Before beginning externships or sitting for exams, every potential x-ray tech takes several kinds of classes: general prerequisites such as composition, chemistry, and physics; general health care courses like medical terminology, patient care, and medical ethics; and classes specific to x-ray technology, including patient positioning and radiation physics. This is important because, while many traditional, bricks-and-mortar schools offer classes in all three categories, some classes may be best taken online. Online universities and colleges offer the same coursework available from traditional schools, but often with more flexible schedules.

Many students choose to take their prerequisite and health care course online, before enrolling in a traditional college for their field-specific work and externship, and vice versa. You choice will likely depend on convenience and other matters covered below.

Degrees Offered

Most x-ray tech jobs require a minimum of a certificate or an Associate’s degree in Radiology, available from a trade school, community college, or junior college.
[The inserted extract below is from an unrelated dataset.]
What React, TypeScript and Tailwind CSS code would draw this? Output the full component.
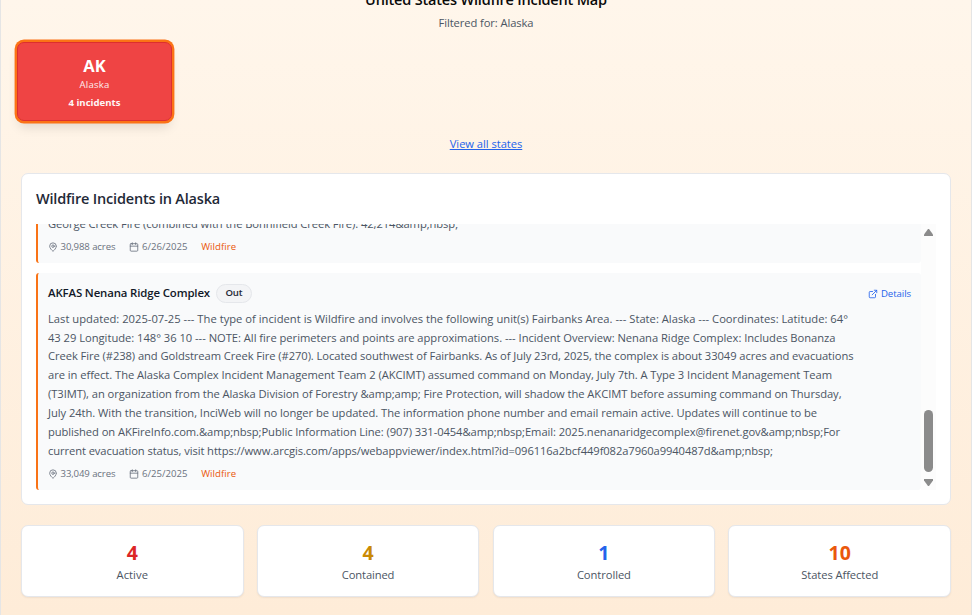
import { Calendar, ExternalLink, MapPin } from 'lucide-react';

const description = [
  { text: 'Last updated: 2025-07-25 --- The type of incident is Wildfire and involves the following unit(s) Fairbanks Area. --- State: Alaska --- Coordinates: Latitude: 64°', tracking: 'tracking-[0.013px]' },
  { text: '43 29 Longitude: 148° 36 10 --- NOTE: All fire perimeters and points are approximations. --- Incident Overview: Nenana Ridge Complex: Includes Bonanza', tracking: 'tracking-[-0.028px]' },
  { text: 'Creek Fire (#238) and Goldstream Creek Fire (#270). Located southwest of Fairbanks. As of July 23rd, 2025, the complex is about 33049 acres and evacuations', tracking: 'tracking-[-0.075px]' },
  { text: 'are in effect. The Alaska Complex Incident Management Team 2 (AKCIMT) assumed command on Monday, July 7th. A Type 3 Incident Management Team', tracking: 'tracking-[-0.054px]' },
  { text: '(T3IMT), an organization from the Alaska Division of Forestry &amp;amp; Fire Protection, will shadow the AKCIMT before assuming command on Thursday,', tracking: 'tracking-[-0.063px]' },
  { text: 'July 24th. With the transition, InciWeb will no longer be updated. The information phone number and email remain active. Updates will continue to be', tracking: 'tracking-[-0.055px]' },
  { text: 'published on AKFireInfo.com.&amp;nbsp;Public Information Line: (907) 331-0454&amp;nbsp;Email: 2025.nenanaridgecomplex@firenet.gov&amp;nbsp;For', tracking: 'tracking-[-0.078px]' },
  { text: 'current evacuation status, visit https://www.arcgis.com/apps/webappviewer/index.html?id=096116a2bcf449f082a7960a9940487d&amp;nbsp;', tracking: 'tracking-[-0.094px]' },
];

const stats = [
  { value: '4', label: 'Active', color: 'text-[#dc2626]', tracking: 'tracking-[0.06px]' },
  { value: '4', label: 'Contained', color: 'text-[#ca8a04]', tracking: 'tracking-[-0.128px]' },
  { value: '1', label: 'Controlled', color: 'text-[#2563eb]', tracking: 'tracking-[-0.07px]' },
  { value: '10', label: 'States Affected', color: 'text-[#ea580c]', tracking: 'tracking-[-0.081px]' },
];

function Meta({ acres, date }: { acres: string; date: string }) {
  return (
    <div className="flex h-[14px] items-center gap-[13.6px] text-[9.6px] leading-[14px] text-[#6b7280]">
      <span className="flex items-center gap-[2.5px] tracking-[-0.11px]">
        <MapPin size={10} strokeWidth={2} />
        {acres}
      </span>
      <span className="flex items-center gap-[3px] tracking-[0.02px]">
        <Calendar size={10} strokeWidth={2} />
        {date}
      </span>
      <span className="tracking-[0.06px] text-[#ea580c]">Wildfire</span>
    </div>
  );
}

export default function App() {
  return (
    <div className="h-[615px] w-full overflow-hidden bg-white font-['Open_Sans','Noto_Sans',sans-serif]">
      <main className="h-full w-[972px] overflow-hidden border-x border-[#e5e5e5] bg-linear-to-b from-[#fff6eb] to-[#feecd8] px-5">
        <header className="-mt-[11px] text-center">
          <h1 className="h-[22px] text-[14.5px] leading-[22px] font-semibold tracking-[-0.18px] text-[#0a0a0a]">United States Wildfire Incident Map</h1>
          <p className="mt-[2px] h-5 text-[11.2px] leading-5 tracking-[-0.087px] text-[#4b5563]">Filtered for: Alaska</p>
        </header>

        <section className="-ml-[4px] mt-[9px] grid grid-cols-6">
          <button className="flex h-[79px] w-[155px] flex-col items-center rounded-[7px] border-[1.5px] border-[#dc2f2f] bg-[#ef4444] pt-[12px] text-white shadow-[0_0_0_2.4px_#fb7316,0_8px_12px_-2px_rgba(0,0,0,0.12)]">
            <span className="text-[16.5px] leading-[21px] font-bold">AK</span>
            <span className="mt-[1px] text-[9.6px] leading-[15px] tracking-[0.18px] opacity-90">Alaska</span>
            <span className="mt-[3px] text-[9.6px] leading-[15px] font-bold opacity-95">4 incidents</span>
          </button>
        </section>

        <div className="mt-[13px] flex h-5 justify-center">
          <a className="text-[11.2px] leading-5 tracking-[-0.05px] text-[#2563eb] underline">View all states</a>
        </div>

        <section className="mt-[19px] h-[332px] rounded-[7px] border border-[#e5e7eb] bg-white px-[14px] pt-[14px]">
          <h2 className="h-[22px] text-[14.5px] leading-[22px] font-semibold tracking-[-0.19px] text-[#1f2937]">Wildfire Incidents in Alaska</h2>
          <div className="mt-[14px] flex h-[266px] w-[900px] overflow-hidden">
            <div className="flex w-[885px] flex-col gap-[10px]">
              <article className="flex h-[39px] flex-col justify-end rounded-b-[3px] border-l-2 border-[#f97316] bg-[#f9fafb] pb-[9px] pl-[10px]">
                <p className="mb-[7px] h-[19px] text-[11.2px] leading-[19px] tracking-[-0.073px] whitespace-pre text-[#4b5563]">{'George Creek Fire (combined with the Bonnifield Creek Fire): 42,214&amp;nbsp;'}</p>
                <Meta acres="30,988 acres" date="6/26/2025" />
              </article>
              <article className="h-[217px] rounded-[3px] border-l-2 border-[#f97316] bg-[#f9fafb] pt-[10px] pr-[10px] pl-[10px]">
                <div className="flex h-[20px] items-center">
                  <h3 className="text-[11.4px] font-semibold tracking-[-0.126px] text-[#111827]">AKFAS Nenana Ridge Complex</h3>
                  <span className="ml-[6px] flex h-[19px] w-[36px] items-center justify-center rounded-full border border-[#e5e7eb] bg-[#f3f4f6] text-[9.6px] font-semibold tracking-[-0.1px] text-[#1f2937]">Out</span>
                  <a className="mt-[2px] ml-auto flex items-center gap-[3px] text-[9.6px] tracking-[-0.07px] text-[#2563eb]">
                    <ExternalLink size={10} />
                    Details
                  </a>
                </div>
                <div className="mt-[6.6px] mb-[6.2px] text-[11.2px] leading-[18.9px] text-[#4b5563]">
                  {description.map((line) => (
                    <p key={line.text} className={`${line.tracking} whitespace-pre`}>{line.text}</p>
                  ))}
                </div>
                <Meta acres="33,049 acres" date="6/25/2025" />
              </article>
            </div>
            <div className="flex w-[15px] flex-col items-center bg-[#fcfcfc] pt-[5px]">
              <svg width="9" height="7" viewBox="0 0 9 7" fill="#8b8b8b"><path d="M4 0h1l4 5.5V7H0V5.5z" /></svg>
              <div className="mt-[174px] h-[62px] w-[9px] rounded-full bg-[#8b8b8b]" />
              <svg className="mt-[7px]" width="9" height="7" viewBox="0 0 9 7" fill="#8b8b8b"><path d="M0 0h9v1.5L5 7H4L0 1.5z" /></svg>
            </div>
          </div>
        </section>

        <section className="mt-5 grid grid-cols-4 gap-[13.33px]">
          {stats.map((s) => (
            <div key={s.label} className="flex h-[72px] flex-col items-center rounded-[7px] border border-[#e5e7eb] bg-white pt-[13px] shadow-[0_1px_2px_rgba(0,0,0,0.06)]">
              <span className={`${s.color} text-[19.5px] leading-[27px] font-bold`}>{s.value}</span>
              <span className={`${s.tracking} text-[11.2px] leading-[17px] text-[#4b5563]`}>{s.label}</span>
            </div>
          ))}
        </section>
      </main>
    </div>
  );
}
However, if you would like to pursue a higher-paying position, you may want to earn a Bachelor’s degree from a four-year institution. This option can work especially well if you have opted to take your health care and prerequisite classes at a community college, and have already graduated with your Associate’s degree in Health Care, Health Services, or Allied Health.

Accreditation

Whether to become an x-ray technologist or a painter, never attend an institution that is not accredited. The US Department of Education (DOE) licenses a select group of agencies to accredit, or give their stamp of approval to, colleges and universities that meet high standards for academic rigor and student preparedness for the workplace. Any school not approved by the DOE or one of its licensed agencies is likely not to give you the education you need, and degrees from such colleges are, by and large, worthless–employers look upon them as a sign of cutting corners and not taking the career seriously.

Furthermore, it is important to pick a program approved by the American Registry of Radiologic Technologists (ARRT), the organization that handles licensing and professional standards for x-ray technologists. Accreditation by the ARRT means that the program complies with all industry standards, and that you will be well prepared for your licensing test–administered by the ARRT, in most states–and career. To date, DOE agencies and the ARRT have accredited 213 certificate programs, 397 Associate’s degree paths, and 35 Bachelor’s degree routes.

So there are plenty of options available; all it takes is a little research and commitment to start on your way.